Milli Görüs 300,000 members are also in France, the Netherlands and Austria. The union enjoys smaller branches in Denmark, Sweden, Norway, England, Italy, Belgium and Switzerland. The movement’s flag shows an Islamic-green Europe against a white background, with the Islamic crescent on the left framing the way from Portugal to the Urals. Throughout Europe, Milli Görüs organises big events such as the Open Mosque Day and competitions where passages from the Koran are quoted.
Barbaric Europe
The association has around 500 mosques and prayer rooms in Germany, along with its own sports clubs, a youth, student and women’s section. The General Secretary of the German IGMG, Oguz Ücüncü, emphasizes that 'we call on all our members to naturalise into this society, to take responsibility and to show that Muslims also have something to offer.' Integration remains a key problem in Germany. Turkish boys have problems at school and are sliding into unemployment or crime in later life.

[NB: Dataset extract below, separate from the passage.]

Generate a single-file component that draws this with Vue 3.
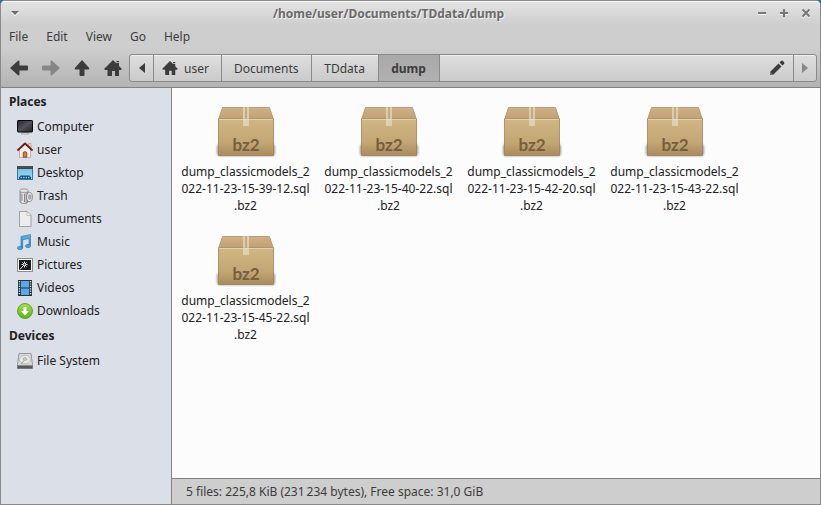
<script setup>
import { ref } from 'vue'

const path = '/home/user/Documents/TDdata/dump'
const menus = ['File', 'Edit', 'View', 'Go', 'Help']
const crumbs = ref([
  { label: 'user', icon: true },
  { label: 'Documents' },
  { label: 'TDdata' },
  { label: 'dump', current: true },
])
const groups = [
  {
    title: 'Places',
    items: [
      { label: 'Computer', icon: 'computer' },
      { label: 'user', icon: 'userhome' },
      { label: 'Desktop', icon: 'desktop' },
      { label: 'Trash', icon: 'trash' },
      { label: 'Documents', icon: 'document' },
      { label: 'Music', icon: 'music' },
      { label: 'Pictures', icon: 'pictures' },
      { label: 'Videos', icon: 'videos' },
      { label: 'Downloads', icon: 'downloads' },
    ],
  },
  { title: 'Devices', items: [{ label: 'File System', icon: 'drive' }] },
]
const files = ['39-12', '40-22', '42-20', '43-22', '45-22'].map((time) => [
  'dump_classicmodels_2',
  `022-11-23-15-${time}.sql`,
  '.bz2',
])
const status = '5 files: 225,8 KiB (231\u202f234 bytes), Free space: 31,0 GiB'
</script>

<template>
  <div class="window">
    <svg class="defs" width="0" height="0" aria-hidden="true">
      <defs>
        <linearGradient id="g-box" x1="0" y1="0" x2="0" y2="1">
          <stop offset="0" stop-color="#d0b684" /><stop offset=".65" stop-color="#c3a674" /><stop offset="1" stop-color="#a88a5d" />
        </linearGradient>
        <linearGradient id="g-lid" x1="0" y1="0" x2="0" y2="1">
          <stop offset="0" stop-color="#d0b084" /><stop offset="1" stop-color="#bf9f75" />
        </linearGradient>
        <linearGradient id="g-screen" x1="0" y1="0" x2="1" y2="1">
          <stop offset="0" stop-color="#28242e" /><stop offset=".5" stop-color="#55515c" /><stop offset="1" stop-color="#25222a" />
        </linearGradient>
        <linearGradient id="g-blue" x1="0" y1="0" x2="0" y2="1">
          <stop offset="0" stop-color="#6dbce8" /><stop offset="1" stop-color="#a5daf5" />
        </linearGradient>
        <linearGradient id="g-green" x1="0" y1="0" x2="0" y2="1">
          <stop offset="0" stop-color="#a3e04e" /><stop offset="1" stop-color="#5db01c" />
        </linearGradient>
        <linearGradient id="g-metal" x1="0" y1="0" x2="1" y2="0">
          <stop offset="0" stop-color="#a8a8ac" /><stop offset=".35" stop-color="#f2f2f3" /><stop offset="1" stop-color="#919195" />
        </linearGradient>
        <linearGradient id="g-note" x1="0" y1="0" x2="0" y2="1">
          <stop offset="0" stop-color="#62b4e6" /><stop offset="1" stop-color="#2d83bd" />
        </linearGradient>
        <filter id="f-soft" x="-20%" y="-50%" width="140%" height="200%"><feGaussianBlur stdDeviation="1.3" /></filter>
      </defs>

      <symbol id="i-back" viewBox="0 0 18 16"><path d="M0 8 8 .8Q9.500 0 9.500 2V5.500H17q1 0 1 1v3q0 1-1 1H9.500V14q0 2-1.500 1.200Z" /></symbol>
      <symbol id="i-up" viewBox="0 0 16 16"><path d="M8 0 15.200 8Q16 9.500 14 9.500H10.500V15q0 1-1 1h-3q-1 0-1-1V9.500H2Q0 9.500.8 8Z" /></symbol>
      <symbol id="i-home" viewBox="0 0 18 16"><path d="M9 0 12.500 3.500V3h2.500V6L18 9l-1 1H15v6H11v-5H8v5H3.500v-6H1L0 9ZM12.500 1h2.500v1.300H12.500Z" /></symbol>
      <symbol id="i-pencil" viewBox="0 0 16 16"><path d="M1 15 1.500 11.500 9.500 3.500 12.500 6.500 4.500 14.500ZM10.500 2.500 12 1q1-1 2 0l1 1q1 1 0 2l-1.500 1.500Z" /><path d="m1.700 13 1.300 1.300-1.300.2Z" fill="#ccc" /></symbol>

      <symbol id="i-computer" viewBox="0 0 16 16">
        <path d="M5 13.500h6l1 1.500H4Z" fill="#e8e8ea" stroke="#8b8c92" stroke-width=".7" />
        <rect x=".5" y="1.500" width="15" height="11.500" rx=".6" fill="url(#g-screen)" stroke="#08070a" />
      </symbol>
      <symbol id="i-userhome" viewBox="0 0 16 16">
        <path d="M11.500 1.500h2.500V6l-2.500-2Z" fill="#ead4c0" stroke="#a8937f" stroke-width=".6" />
        <path d="M2.500 7 8 2l5.500 5v8.500h-11Z" fill="#faeee4" stroke="#c29d84" stroke-width=".8" />
        <path d="M6.200 15.200V11Q6.200 9.700 8 9.700T9.800 11v4.200Z" fill="#c98348" stroke="#75411c" stroke-width=".8" />
        <path d="M1 8 8 1.500 15 8" fill="none" stroke="#6b1b20" stroke-width="1.800" stroke-linecap="round" stroke-linejoin="round" />
      </symbol>
      <symbol id="i-desktop" viewBox="0 0 16 16">
        <rect x=".5" y="1.500" width="15" height="13" fill="url(#g-blue)" stroke="#317ba5" />
        <path d="M0 1h16v3H0Z" fill="#404347" /><path d="M1 2h14" stroke="#696c70" stroke-width=".6" />
        <path d="M2 14v-1.500l1.500-2h9l1.500 2V14Z" fill="#164761" />
        <path d="M3.500 12.500h1.500M6 12.500h1.500M8.500 12.500H10M11 12.500h1.500" stroke="#7bd5ff" stroke-width="1.500" />
      </symbol>
      <symbol id="i-trash" viewBox="0 0 16 16">
        <path d="M3 3v10.500Q3 15.500 7 15.500T11 13.500V3Z" fill="url(#g-metal)" stroke="#77777c" stroke-width=".7" />
        <ellipse cx="7" cy="2.800" rx="4.300" ry="2" fill="#dedee0" stroke="#85858a" stroke-width=".7" />
        <path d="M5 6v7M7.500 6v8" stroke="#808086" stroke-width=".9" />
        <ellipse cx="12.500" cy="9" rx="2.900" ry="4.600" fill="#e6e6e8" stroke="#7b7b80" stroke-width=".8" />
        <ellipse cx="12.800" cy="9" rx="1.200" ry="2.300" fill="#bbbcc0" stroke="#77777c" stroke-width=".6" />
      </symbol>
      <symbol id="i-document" viewBox="0 0 16 16">
        <path d="M2.500.5h7.500L14 4.500v11H2.500Z" fill="#ececec" stroke="#999" stroke-width=".9" />
        <path d="M10 .5V4.500h4Z" fill="#fff" stroke="#aaa" stroke-width=".7" />
      </symbol>
      <symbol id="i-music" viewBox="0 0 16 16">
        <path d="M4 2.500 13.500.5V11.500h-1.500V4.500L5.700 5.800V14H4Z" fill="url(#g-note)" stroke="#2477ab" stroke-width=".6" />
        <ellipse cx="3" cy="14" rx="2.600" ry="1.700" fill="#4ca2d6" stroke="#2477ab" stroke-width=".6" />
        <ellipse cx="11" cy="12" rx="2.600" ry="1.700" fill="#4ca2d6" stroke="#2477ab" stroke-width=".6" />
      </symbol>
      <symbol id="i-pictures" viewBox="0 0 16 16">
        <rect x=".5" y="1.500" width="15" height="13" fill="#f8f8f8" stroke="#8c8c8c" />
        <rect x="2" y="3" width="12" height="10" fill="#1b1b1d" />
        <path d="M7.500 4.500v6M4.500 7.500h6M5.400 5.400l4.200 4.200M9.600 5.400 5.400 9.600M6 9l-3 3.500" stroke="#e8e8e8" />
        <circle cx="7.500" cy="7.500" r="1" fill="#333" />
      </symbol>
      <symbol id="i-videos" viewBox="0 0 16 16">
        <rect x="1" y="0" width="14" height="16" fill="#25313b" />
        <path d="M4 1h8v6.500H4ZM4 8.500h8V15H4Z" fill="#55a9ef" />
        <path d="M2.500 1v14M13.500 1v14" stroke="#eee" stroke-width="1.400" stroke-dasharray="1.200 1.200" />
      </symbol>
      <symbol id="i-downloads" viewBox="0 0 16 16">
        <circle cx="8" cy="8" r="7.500" fill="url(#g-green)" stroke="#5a9e21" stroke-width=".9" />
        <path d="M6.500 4h3v4H12l-4 4.500L4 8h2.500Z" fill="#fff" />
      </symbol>
      <symbol id="i-drive" viewBox="0 0 16 16">
        <path d="M2 .5h12l1.500 11v4H.5v-4Z" fill="#dadada" stroke="#858585" stroke-width=".8" />
        <path d="M.5 12h15v3.500H.5Z" fill="#56585a" /><path d="M1 12.300h14" stroke="#aaa" stroke-width=".8" />
        <ellipse cx="8" cy="6.500" rx="5.500" ry="4.300" fill="#e9e9e9" stroke="#aaa" stroke-width=".7" />
        <ellipse cx="8" cy="6" rx="2" ry="1.400" fill="#ccc" stroke="#999" stroke-width=".6" />
        <path d="m4 11 3-3.500" stroke="#999" />
      </symbol>
    </svg>

    <header class="chrome">
      <div class="titlebar">
        <button class="tb" aria-label="Window menu"><svg width="10" height="8" viewBox="0 0 10 8"><path d="M1 3 5 7 9 3Z" fill="#fff" /><path d="M1 2h8L5 6Z" fill="#6b6b6b" /></svg></button>
        <h1>{{ path }}</h1>
        <div class="controls">
          <button class="tb" aria-label="Minimize"><svg width="10" height="10"><path d="M1 6.500h8" stroke="#f4f4f4" /><path d="M1 5h8" stroke="#777" stroke-width="2" /></svg></button>
          <button class="tb" aria-label="Maximize"><svg width="10" height="10"><path d="M1 6.500h8" stroke="#f4f4f4" /><path d="M1 5h8M5 1v8" stroke="#777" stroke-width="2" /></svg></button>
          <button class="tb" aria-label="Close"><svg width="10" height="10"><path d="m1.500 2.500 7 7m0-7-7 7" stroke="#f4f4f4" stroke-width="2" /><path d="m1.500 1.500 7 7m0-7-7 7" stroke="#777" stroke-width="2" /></svg></button>
        </div>
      </div>
      <nav class="menubar" aria-label="Menu">
        <button v-for="m in menus" :key="m">{{ m }}</button>
      </nav>
      <div class="toolbar">
        <div class="tools">
          <button aria-label="Back"><svg width="18" height="16"><use href="#i-back" /></svg></button>
          <button aria-label="Forward" disabled><svg class="flip" width="18" height="16"><use href="#i-back" /></svg></button>
          <button aria-label="Up"><svg width="16" height="16"><use href="#i-up" /></svg></button>
          <button aria-label="Home"><svg width="18" height="16"><use href="#i-home" /></svg></button>
        </div>
        <nav class="pathbar" aria-label="Location">
          <button class="scroll" aria-label="Scroll left"><svg width="6" height="10"><path d="M6 0v10L0 5Z" /></svg></button>
          <button v-for="c in crumbs" :key="c.label" class="crumb" :class="{ current: c.current }">
            <svg v-if="c.icon" width="16" height="14"><use href="#i-home" /></svg>{{ c.label }}
          </button>
          <button class="edit" aria-label="Edit location"><svg width="16" height="16"><use href="#i-pencil" /></svg></button>
          <button class="scroll end" aria-label="Scroll right" disabled><svg width="6" height="10"><path d="M0 0v10L6 5Z" /></svg></button>
        </nav>
      </div>
    </header>

    <div class="body">
      <aside class="sidebar">
        <section v-for="g in groups" :key="g.title">
          <h2>{{ g.title }}</h2>
          <ul>
            <li v-for="i in g.items" :key="i.label">
              <a href="#"><svg width="16" height="16"><use :href="'#i-' + i.icon" /></svg>{{ i.label }}</a>
            </li>
          </ul>
        </section>
      </aside>
      <main class="content">
        <div class="files">
          <button v-for="f in files" :key="f[1]" class="file">
            <svg width="64" height="56" viewBox="0 0 64 56">
              <rect x="3" y="40" width="58" height="12" rx="3" opacity=".4" filter="url(#f-soft)" />
              <path d="M8.500 3.500h47l4 12h-55Z" fill="url(#g-lid)" stroke="#b0916a" stroke-width=".8" />
              <path d="M4.500 15h55V51.500h-55Z" fill="url(#g-box)" stroke="#9f8156" stroke-width=".8" />
              <path d="M5 15.500h54" stroke="#e5d1a8" />
              <path d="M29 3h6v19h-6Z" fill="#efe2cf" opacity=".6" />
              <path d="M32 3v12" stroke="#a78962" />
              <text x="32" y="47" text-anchor="middle" class="kind">bz2</text>
            </svg>
            <span v-for="line in f" :key="line">{{ line }}</span>
          </button>
        </div>
        <footer>{{ status }}</footer>
      </main>
    </div>
  </div>
</template>

<style>
body {
  margin: 0;
  background: #1f72ad;
}
</style>

<style scoped>
.window {
  box-sizing: border-box;
  min-height: 100vh;
  display: flex;
  flex-direction: column;
  border: 1px solid #8a8a8a;
  border-radius: 5px 5px 0 0;
  overflow: hidden;
  background: #cecece;
  font: 12px/17px "Noto Sans", sans-serif;
  color: #3c3c3c;
}
.defs {
  position: absolute;
}
button {
  display: flex;
  align-items: center;
  justify-content: center;
  margin: 0;
  padding: 0;
  border: 0;
  background: none;
  color: inherit;
  font: inherit;
}
svg {
  flex: none;
  display: block;
}
.chrome {
  border-bottom: 1px solid #828282;
  background: linear-gradient(#e4e4e4, #cecece 24px, #cecece 46px, #b3b3b3);
  box-shadow: inset 0 1px #fafafa;
}
.titlebar {
  display: flex;
  align-items: center;
  height: 24px;
  padding: 0 9px;
}
.titlebar h1 {
  flex: 1;
  margin: 0;
  text-align: center;
  font-size: 12px;
  font-weight: 700;
  color: #6b6b6b;
  text-shadow: 1px 1px #f0f0f0;
}
.tb {
  width: 10px;
  height: 16px;
}
.controls {
  display: flex;
  justify-content: flex-end;
  gap: 12px;
}
.menubar {
  display: flex;
  gap: 18px;
  height: 24px;
  padding: 0 8px;
}
.menubar button {
  height: 23px;
}
.toolbar {
  display: flex;
  align-items: center;
  height: 38px;
  padding: 0 3px 0 9px;
}
.tools {
  display: flex;
  gap: 14px;
  padding-right: 7px;
  fill: #3c3c3c;
}
.tools button:disabled {
  fill: #868686;
}
.flip {
  transform: scaleX(-1);
}
.pathbar {
  flex: 1;
  display: flex;
  box-sizing: border-box;
  height: 28px;
  border: 1px solid #8a8a8a;
  border-radius: 3px;
  background: linear-gradient(#dedede, #cbcbcb);
  box-shadow: inset 0 1px #efefef;
  fill: #3c3c3c;
}
.scroll {
  width: 23px;
}
.crumb {
  gap: 6px;
  min-width: 67px;
  padding: 0 12px;
  border-left: 1px solid #8a8a8a;
}
.crumb:nth-child(2) {
  padding-left: 8px;
}
.current {
  min-width: 62px;
  border-right: 1px solid #8a8a8a;
  background: linear-gradient(#a9a9a9, #b1b1b1);
  font-weight: 700;
}
.edit {
  margin-left: auto;
  padding: 0 8px;
}
.end {
  border-left: 1px solid #8a8a8a;
  fill: #868686;
}
.body {
  flex: 1;
  display: flex;
}
.sidebar {
  flex: none;
  width: 170px;
  border-right: 1px solid #828282;
  background: #dbdfe7;
  color: #212121;
}
.sidebar h2 {
  margin: 0;
  padding-left: 8px;
  font-size: 12px;
  line-height: 27px;
}
.sidebar ul {
  margin: 0;
  padding: 0;
  list-style: none;
}
.sidebar a {
  display: flex;
  align-items: center;
  gap: 4px;
  height: 23px;
  padding-left: 16px;
  color: inherit;
  text-decoration: none;
}
.content {
  flex: 1;
  min-width: 0;
  display: flex;
  flex-direction: column;
  background: #fcfcfc;
}
.files {
  flex: 1;
  display: grid;
  grid-template-columns: repeat(auto-fill, 131px);
  align-content: start;
  gap: 10px 12px;
  padding: 16px 8px;
}
.file {
  flex-direction: column;
  height: 119px;
  justify-content: flex-start;
  color: #212121;
  white-space: nowrap;
}
.file svg {
  margin-bottom: 3px;
}
.kind {
  font: 700 17px Lato, sans-serif;
  fill: #76603c;
}
footer {
  height: 25px;
  padding-left: 14px;
  border-top: 1px solid #828282;
  background: #cecece;
  line-height: 25px;
}
</style>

Milli Görüs knows how to sell its face to the Western public. But doubts creep in. The ‘mouthpiece’ for the community is the nationalistic Turkish daily Milli Gazete. It has a distribution of 3, 000 in Germany and is not formally linked to the IGMG. The State Office for the Protection of the Constitution in North-Rhine Westphalia, however, assumes that 'numerous personal connections' as well as 'massive financial and logistic aid' to the IGMG exist for the newspaper. A former chairman of Milli Görüs, Osman Yumakogullari, later became the director of Milli Gazete. In one edition of the newspaper it states: 'Milli Görüs is a symbol that protects our fellow citizens against assimilation in barbaric Europe.'
Fight for the 'just order'
Most of Milli Görüs’s supporters are immigrants looking for solidarity in the IGMG to overcome the everyday problems of living in a foreign country. The reasonably priced free-time activities offered by Milli Görüs do not, however, come without ideology. Instilled into the members and their families is that only a life following Islamic virtues – and only those which the IGMG actually recognises - is a true Muslim life worth living.
'The IGMG states in its ideology that the Western social order, democracy, human rights and rights of equality and freedom are worth nothing,' writes the German Protection of the Constitution. The Islamic politician Necmettin Erbakan recorded these aims at the end of the 1960s by founding Milli Görüs in Turkey. He created the party Refah, forbidden by Constitutional Court in Turkey in 1998, and the association's president is his nephew, Mehmet Sabri. The manifesto says that the 'just order' will overcome the 'worthless order' in the West, because it is based upon violence, injustice and exploitation. The Office for the Protection of the Constitution has, therefore, kept a close eye on the IGMG for years.
It is not only in Germany that Milli Görüs is drawing looks due to its fundamentalism and unconstitutionality. In 2002 at its Europe-wide annual meeting in the Dutch city of Arnheim, anti-democratic essays, anti-Semitic baiting and violent speeches all made the agenda. This was not the first instance of such sentiments at a Milli Görüs conference. In France, an IGMG official called on its supporters to vote for the Saadet Partisi, a radical party that is irrelevant in Turkey. His reasoning being? ’The jihad has started’.